Tokenization

Tokenization is a core step in Natural Language Processing (NLP) that splits raw text into smaller, meaningful units called tokens. These can be words, subwords, characters, or symbols, depending on the method.

‍

Examples

Sentence: “AI is transforming society.”
- Word-level → ["AI", "is", "transforming", "society", "."]
- Subword-level (e.g., BPE, WordPiece) → ["AI", "is", "trans", "form", "ing", "society", "."]

‍

Why it matters

It converts unstructured text into a structured format that algorithms can process.
It affects model efficiency, vocabulary size, and the ability to generalize to unseen words.

‍

Use cases

Machine translation (mapping tokens between languages).
Search engines (indexing and retrieving documents).
Text generation (predicting the next token in a sequence).

‍

Tokenization is not a one-size-fits-all process. Different languages and scripts pose unique challenges: for instance, Chinese and Japanese do not use spaces to separate words, requiring specialized segmentation algorithms.
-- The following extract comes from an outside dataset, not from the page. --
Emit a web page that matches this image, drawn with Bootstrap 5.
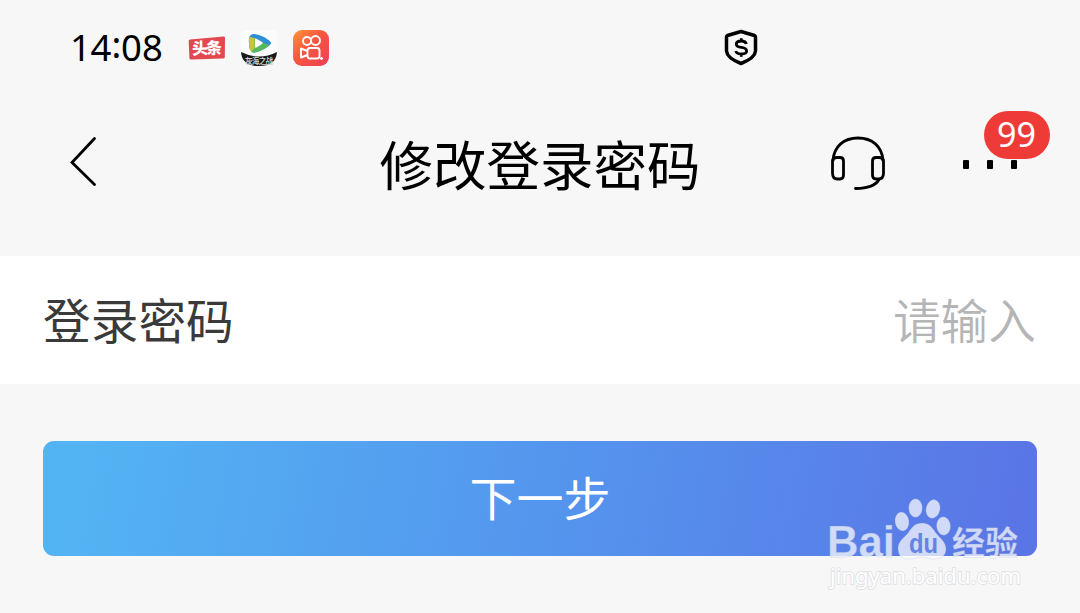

In highly inflected languages such as Turkish or Finnish, tokenization must deal with long, morphologically complex word forms that may need to be split into meaningful subunits.

‍

Subword tokenization methods such as Byte Pair Encoding (BPE), WordPiece, and SentencePiece have become dominant in modern NLP because they strike a balance between efficiency and expressiveness. They reduce the out-of-vocabulary (OOV) problem by breaking rare words into smaller units while keeping frequent words intact. This ensures models can handle unseen terms (like new names or technical jargon) without excessively enlarging the vocabulary.

‍

In deep learning, tokenization is tightly coupled with the embedding layer, where tokens are mapped to numerical vectors. Poor tokenization can fragment semantic information, leading to less effective embeddings. Conversely, well-designed tokenization improves both training efficiency and model generalization, especially in multilingual or cross-domain settings.

‍

Another growing area of interest is character- and byte-level tokenization, which avoids predefined vocabularies entirely. While computationally more demanding, these approaches increase robustness to noisy input (e.g., typos, code-mixed text) and facilitate multilingual modeling without language-specific preprocessing.

‍

Ultimately, tokenization is more than preprocessing: it defines how language is represented in computational systems. The design choices directly influence model size, training cost, interpretability, and downstream performance, making it a cornerstone of NLP pipeline design.

‍

References

Manning, C., & Schütze, H. (1999). Foundations of Statistical Natural Language Processing.